Allegiant Goes Global (Finally)
For years, Allegiant's customers have been limited to the U.S. map. Sun Country's established international infrastructure, including routes to Mexico, the Caribbean, and seasonal service to destinations like Iceland, gives Allegiant a ready-made international platform without the years-long certification and route-proving process.
This is particularly good news if you live in a smaller market that typically gets overlooked for international service. The combined airline is specifically targeting "underserved communities" with expanded access to premier leisure destinations.
The Business Behind the Budget Fare
Here's something most merger coverage misses, and it's the reason you should feel more confident, not less, about booking with these airlines.
Sun Country isn't just a passenger airline.
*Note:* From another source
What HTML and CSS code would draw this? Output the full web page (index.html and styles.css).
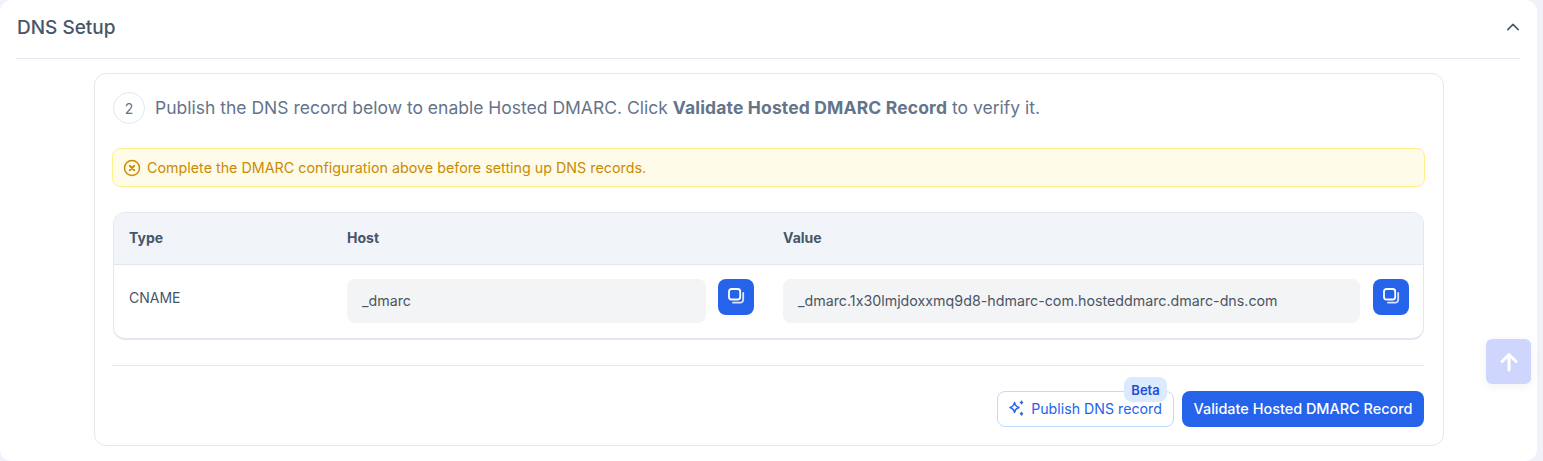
FILE: index.html
```html
<!DOCTYPE html>
<html lang="en">
<head>
<meta charset="utf-8">
<title>DNS Setup</title>
<link rel="stylesheet" href="styles.css">
</head>
<body>
<main class="panel">
  <header class="panel-head">
    <h2 class="panel-title">DNS Setup</h2>
    <svg class="chevron" viewBox="0 0 24 24" width="18" height="18" fill="none" stroke="#475569" stroke-width="2" stroke-linecap="round" stroke-linejoin="round"><path d="M5 15.500l7-7 7 7"/></svg>
  </header>
  <section class="card">
    <div class="step">
      <span class="step-num">2</span>
      <p class="step-text">Publish the DNS record below to enable Hosted DMARC. Click <strong>Validate Hosted DMARC Record</strong> to verify it.</p>
    </div>
    <div class="alert">
      <svg viewBox="0 0 24 24" width="18" height="18" fill="none" stroke="#ca8a04" stroke-width="2" stroke-linecap="round"><circle cx="12" cy="12" r="10"/><path d="M9 9l6 6M15 9l-6 6" stroke-width="2.400"/></svg>
      <span>Complete the DMARC configuration above before setting up DNS records.</span>
    </div>
    <div class="table">
      <div class="row row-head">
        <div class="cell-type">Type</div>
        <div class="cell-host">Host</div>
        <div class="cell-value">Value</div>
      </div>
      <div class="row row-body">
        <div class="cell-type type-name">CNAME</div>
        <div class="cell-host field-wrap">
          <div class="field">_dmarc</div>
          <button class="copy" type="button" aria-label="Copy host"><svg viewBox="0 0 18 18" width="18" height="18" fill="none" stroke="#fff" stroke-width="1.800" stroke-linejoin="round" stroke-linecap="round"><rect x="2" y="1" width="11.200" height="10.500" rx="2.500"/><path d="M16.200 5v6.700a3 3 0 0 1-3 3H6" stroke="#dbe6fd"/></svg></button>
        </div>
        <div class="cell-value field-wrap">
          <div class="field">_dmarc.1x30lmjdoxxmq9d8-hdmarc-com.hosteddmarc.dmarc-dns.com</div>
          <button class="copy" type="button" aria-label="Copy value"><svg viewBox="0 0 18 18" width="18" height="18" fill="none" stroke="#fff" stroke-width="1.800" stroke-linejoin="round" stroke-linecap="round"><rect x="2" y="1" width="11.200" height="10.500" rx="2.500"/><path d="M16.200 5v6.700a3 3 0 0 1-3 3H6" stroke="#dbe6fd"/></svg></button>
        </div>
      </div>
    </div>
    <div class="actions">
      <button class="btn btn-outline" type="button">
        <span class="beta">Beta</span>
        <svg viewBox="0 0 16 16" width="16" height="16" fill="none" stroke="#2563eb" stroke-width="1.500" stroke-linejoin="round" stroke-linecap="round"><path d="M5.500 2.500C6 5.500 7 6.500 10 7.500 7 8.500 6 9.500 5.500 12.500 5 9.500 4 8.500 1 7.500 4 6.500 5 5.500 5.500 2.500z"/><path d="M12.500 1.200v2.600M11.500 2.500h2M12.500 12.400v2.600M11.500 13.700h2"/></svg>
        Publish DNS record
      </button>
      <button class="btn btn-primary" type="button">Validate Hosted DMARC Record</button>
    </div>
  </section>
  <button class="to-top" type="button" aria-label="Back to top"><svg viewBox="0 0 24 24" width="24" height="24" fill="none" stroke="#fff" stroke-width="3" stroke-linecap="round" stroke-linejoin="round"><path d="M12 20V5M5 11.500L12 4.500l7 7"/></svg></button>
</main>
</body>
</html>
```
FILE: styles.css
```css
* { box-sizing: border-box; }
html, body { margin: 0; height: 100%; overflow: hidden; }
body {
  background: #f1f2f9;
  font-family: Inter, "Noto Sans", sans-serif;
  font-feature-settings: "calt" 0;
  color: #475569;
}
.panel {
  position: relative;
  width: 1537px;
  height: 461px;
  background: #fff;
  border-radius: 12px;
  padding: 0 17px 0 16px;
}
.panel-head {
  height: 59px;
  display: flex;
  align-items: center;
  justify-content: space-between;
  padding-bottom: 4px;
  border-bottom: 1px solid #e2e8f0;
}
.panel-title {
  margin: 0 0 0 1px;
  font-size: 19px;
  font-weight: 500;
  color: #475569;
}
.chevron { margin-right: -2px; }
.card {
  width: 1350px;
  height: 373px;
  margin: 14px 0 0 78px;
  border: 1px solid #e5e7eb;
  border-radius: 12px;
  padding: 18px;
  display: flex;
  flex-direction: column;
}
.step { display: flex; align-items: center; gap: 10px; }
.step-num {
  width: 32px;
  height: 32px;
  flex: none;
  border: 1px solid #e2e8f0;
  border-radius: 50%;
  display: flex;
  align-items: center;
  justify-content: center;
  font-size: 14px;
  color: #64748b;
}
.step-text { margin: 0 0 2px; font-size: 17.500px; color: #64748b; }
.step-text strong { font-weight: 700; letter-spacing: 0.150px; color: #64748b; }
.alert {
  margin: 24px 0 0 -1px;
  height: 39px;
  width: 1313px;
  display: flex;
  align-items: center;
  gap: 6px;
  padding-left: 10px;
  background: #fefce8;
  border: 1px solid #fef08a;
  border-radius: 8px;
  font-size: 14.300px;
  color: #ca8a04;
}
.table {
  margin-top: 25px;
  width: 1311px;
  height: 128px;
  border: 1px solid #e2e8f0;
  border-bottom-width: 2px;
  border-radius: 12px;
  overflow: hidden;
}
.row { display: grid; grid-template-columns: 218px 436px 1fr; }
.row-head {
  height: 52px;
  align-items: center;
  background: #f1f5f9;
  border-bottom: 1px solid #e2e8f0;
  padding-bottom: 3px;
  font-size: 14px;
  font-weight: 700;
  color: #475569;
}
.row-body { height: 74px; align-items: center; font-size: 14px; }
.cell-type { padding-left: 15px; }
.cell-host, .cell-value { padding-left: 15px; }
.type-name { color: #475569; margin-top: -10px; }
.field-wrap { display: flex; align-items: flex-start; gap: 12px; margin-top: -2px; }
.cell-host.field-wrap { padding-right: 14px; }
.cell-value.field-wrap { padding-right: 14px; gap: 13px; }
.field {
  flex: 1;
  height: 44px;
  display: flex;
  align-items: center;
  padding: 0 0 2px 15px;
  background: #f3f4f6;
  border-radius: 8px;
  font-size: 14.250px;
  color: #4b5563;
}
.copy {
  width: 36px;
  height: 36px;
  flex: none;
  padding: 0;
  border: 0;
  border-radius: 8px;
  background: #2563eb;
  display: flex;
  align-items: center;
  justify-content: center;
}
.actions {
  margin: 25px 0 0 -1px;
  width: 1312px;
  height: 62px;
  border-top: 1px solid #e2e8f0;
  padding-top: 25px;
  display: flex;
  justify-content: flex-end;
  gap: 8px;
}
.btn {
  height: 36px;
  font-family: inherit;
  font-feature-settings: inherit;
  font-size: 14.200px;
  border-radius: 8px;
  display: flex;
  align-items: center;
  justify-content: center;
  padding: 0 0 2px;
}
.btn-outline {
  position: relative;
  width: 177px;
  gap: 6px;
  background: #fff;
  color: #2563eb;
  border: 1px solid #bfdbfe;
}
.btn-primary {
  width: 242px;
  background: #2563eb;
  color: #fff;
  border: 0;
  font-size: 14.450px;
  font-weight: 500;
}
.beta {
  position: absolute;
  top: -15px;
  right: 6px;
  width: 43px;
  height: 25px;
  background: #dbeafe;
  border-radius: 8px;
  font-size: 13px;
  font-weight: 600;
  color: #1d4ed8;
  display: flex;
  align-items: center;
  justify-content: center;
}
.to-top {
  position: absolute;
  left: 1486px;
  top: 339px;
  width: 45px;
  height: 45px;
  padding: 0;
  border: 0;
  border-radius: 6px;
  background: #cfd6fd;
  box-shadow: 0 2px 8px rgba(100, 116, 139, 0.1);
  display: flex;
  align-items: center;
  justify-content: center;
}
```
It has two other massive revenue engines that keep it profitable even when leisure travel dips:
- Cargo Operations: Sun Country flies cargo for Amazon under a multiyear contract (the Amazon Prime Air partnership). This isn't a side hustle, cargo and charter services account for roughly 20% of Sun Country's revenue, and the Amazon contract runs through 2037.
- Charter Services: Sun Country provides charter flights for the U.S. Department of Defense, sports teams, and casinos, creating year-round revenue that doesn't depend on leisure travelers booking vacations.
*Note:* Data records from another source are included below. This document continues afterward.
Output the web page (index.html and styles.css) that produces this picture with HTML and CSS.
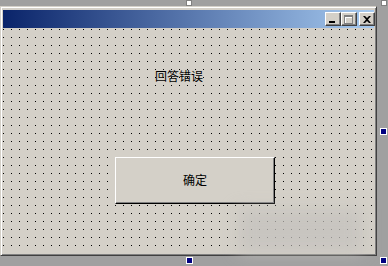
FILE: index.html
```html
<!DOCTYPE html>
<html lang="zh-CN">
<head>
  <meta charset="UTF-8" />
  <title>Form1</title>
  <link rel="stylesheet" href="styles.css">
</head>
<body>

  <div class="form">
    <div class="titlebar">
      <div class="caption-buttons">
        <span class="cap-btn"><span class="ico-min"></span></span>
        <span class="cap-btn"><span class="ico-max"></span></span>
        <span class="cap-btn close">
          <svg width="8" height="7" viewBox="0 0 8 7"><path d="M0 0h2l2 2 2-2h2L5 3.5 8 7H6L4 5 2 7H0l3-3.5z" fill="#000"/></svg>
        </span>
      </div>
    </div>
    <div class="client">
      <div class="label">回答错误</div>
      <div class="button">确定</div>
      <div class="watermark"></div>
    </div>
  </div>

  <span class="handle plain h-top"></span>
  <span class="handle plain h-topright"></span>
  <span class="handle grab h-right"></span>
  <span class="handle grab h-bottom"></span>
  <span class="handle grab h-corner"></span>

</body>
</html>
```

FILE: styles.css
```css
body { margin: 0; padding-top: 6px; background: #a0a0a0; font-family: "Noto Sans CJK SC", "Liberation Sans", sans-serif; font-size: 12px; width: 388px; height: 260px; overflow: hidden; }

.form { width: 377px; height: 250px; box-sizing: border-box; background: #d4d0c8; border: 1px solid; border-color: #d4d0c8 #404040 #404040 #d4d0c8; box-shadow: inset 1px 1px #fff, inset -1px -1px #808080; padding: 3px 2px 2px 2px; display: flex; flex-direction: column; }

.titlebar { height: 18px; background: linear-gradient(to right, #0a246a, #a6caf0); display: flex; justify-content: flex-end; align-items: center; flex-shrink: 0; }
.caption-buttons { display: flex; margin-right: -1px; }
.cap-btn { width: 16px; height: 14px; box-sizing: border-box; background: #d4d0c8; border: 1px solid; border-color: #fff #404040 #404040 #fff; box-shadow: inset -1px -1px #808080; display: flex; align-items: center; justify-content: center; }
.cap-btn.close { margin-left: 2px; }
.ico-min { width: 6px; height: 2px; background: #000; margin-top: 6px; margin-right: 2px; }
.ico-max { width: 7px; height: 6px; border: 1px solid #808080; border-top-width: 2px; box-shadow: inset 1px 1px #fff; margin-right: 1px; }
.close svg { display: block; margin-right: 1px; }

.client { flex: 1; position: relative; margin-top: 1px; background-color: #d4d0c8; background-image: conic-gradient(at 1px 1px, transparent 75%, #000 0); background-size: 8px 8px; background-position: 0 0; display: flex; flex-direction: column; align-items: flex-start; }

.label { margin: 40px 0 0 152px; color: #000; line-height: 14px; }

.button { margin: 74px 0 0 112px; width: 160px; height: 47px; box-sizing: border-box; background: #d4d0c8; border: 1px solid; border-color: #fff #000 #000 #fff; box-shadow: inset -1px -1px #808080; display: flex; align-items: center; justify-content: center; color: #000; padding-bottom: 3px; }

.watermark { position: absolute; left: 235px; top: 180px; width: 125px; height: 44px; background: rgba(196, 194, 190, 0.75); filter: blur(8px); }

.handle { position: absolute; width: 6px; height: 6px; box-sizing: border-box; }
.handle.plain { background: #fff; border: 1px solid #808080; }
.handle.grab { width: 7px; height: 7px; background: #000080; border: 1px solid #fff; }
.h-top { left: 186px; top: 0; }
.h-topright { left: 381px; top: 0; }
.h-right { left: 380px; top: 128px; }
.h-bottom { left: 186px; top: 257px; }
.h-corner { left: 380px; top: 257px; }
```
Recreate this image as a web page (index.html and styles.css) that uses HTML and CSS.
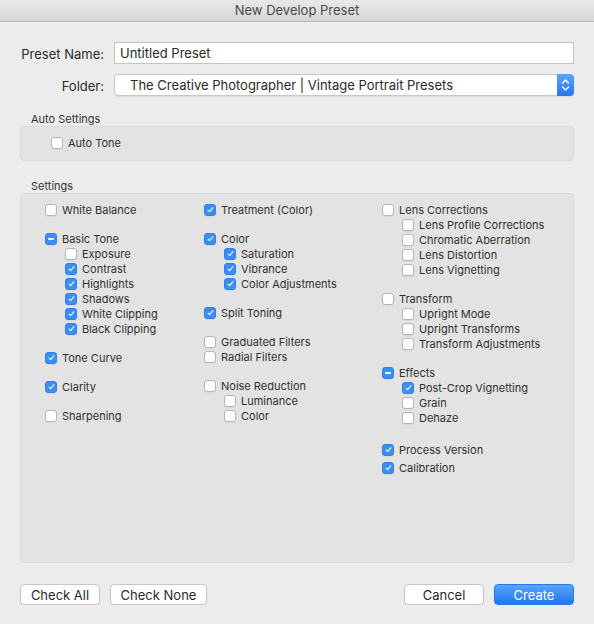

This diversified model is a massive competitive moat. When jet fuel prices spike and leisure bookings soften, the cargo and charter arms keep cash flowing. It's exactly the kind of structural resilience that Spirit Airlines lacked, and it means the Allegiant-Sun Country combo is built to survive the industry's brutal cycles.
Amazon in the Sky
Let that sink in: part of your budget airline's revenue comes from flying Amazon packages. It sounds strange, but it's brilliant. While competitors ground planes during slow seasons, Sun Country's cargo jets keep earning. This stability translates into a more reliable airline for passengers, fewer cancellations due to cash crunches, less risk of sudden shutdowns, and more confidence that your flight will actually take off.
What This Means for Your Wallet
The billion-dollar question: Will fares go up or down?
The honest answer is nuanced.
In the short term, don't expect dramatic price shifts. Both airlines continue to price and sell tickets independently, and neither has signaled immediate fare changes. Allegiant and Sun Country have both explicitly stated they will "continue to offer low fares" and "keep fares competitive while expanding customer choice."
In the long term, several forces are at play:
- Upward pressure: Fuel costs remain elevated industry-wide due to Middle East disruptions. Domestic airfare has already risen roughly 19% year-over-year, with the average round-trip climbing from $412 to $489. Cheapest-available fares have seen an even steeper 23% climb.
- Downward/Stabilizing pressure: The combined airline gains economies of scale, better negotiating leverage with airports, fuel suppliers, and aircraft manufacturers. Allegiant projects roughly $140 million in annual synergies within three years of full integration, some of which could translate to competitive pricing.
- Competitive dynamics: With Spirit gone, there's one fewer ultra-low-cost competitor pushing prices to rock bottom. However, Frontier Airlines and the big four carriers (Delta, American, United, Southwest) still provide competitive discipline on many routes.
The real win for consumers likely won't be dramatically lower prices, it'll be more route options at the same budget price point. More direct flights from small cities to warm-weather destinations without connections. More international leisure options that don't require switching to a legacy carrier. That's where the value proposition truly shines.
The Timeline: When Does Everything Actually Merge?
Airline mergers are marathons, not sprints. Here's the expected roadmap:
Key takeaway: You have at least 18 months of "business as usual" before any meaningful operational integration occurs. Change is coming, but it's coming slowly and methodically.
Winners, Losers & The Future of Budget Flying
This isn't just about two airlines, it's a restructuring of the entire U.S. budget aviation landscape.
Who Wins:
- Small-city travelers who gain international access without switching carriers.
- Allegiant shareholders (owning ~67% of the combined entity) and Sun Country shareholders (who received a ~20% premium on their shares).
- Amazon, whose cargo partnership continues and likely expands under the larger combined operation.
Who Faces Pressure:
- Frontier Airlines, which now contends with a larger, more diversified competitor in the ultra-low-cost space.
- Delta Air Lines at Minneapolis-St. Paul, where Sun Country has historically suppressed fares as a secondary carrier. If Allegiant eventually reduces Sun Country's MSP footprint, Delta could face less downward price pressure.
The bottom line: This merger represents a strategic consolidation, not a distress fire sale. It's a bet that bigger scale, diversified revenue, and complementary networks create a budget airline that can withstand the industry's brutal boom-and-bust cycles, and keep offering affordable seats to the travelers who need them most.
Final Boarding Call
If you're holding a Sun Country ticket, a stash of Allways Rewards points, or just a wishlist of cheap vacation destinations, here's your takeaway: Nothing breaks today. Your flights are safe. Your points hold their value. And over the next two years, you're likely to gain access to a broader network of nonstop budget flights, including international destinations Allegiant could never have served on its own.
The Spirit Airlines collapse was a gut punch for budget travelers. But the Allegiant-Sun Country merger isn't a repeat of that story. It's the opposite: two profitable, disciplined airlines choosing to get stronger together rather than risk getting weaker apart.
In an era of rising fares and shrinking options, that's genuinely something to feel good about.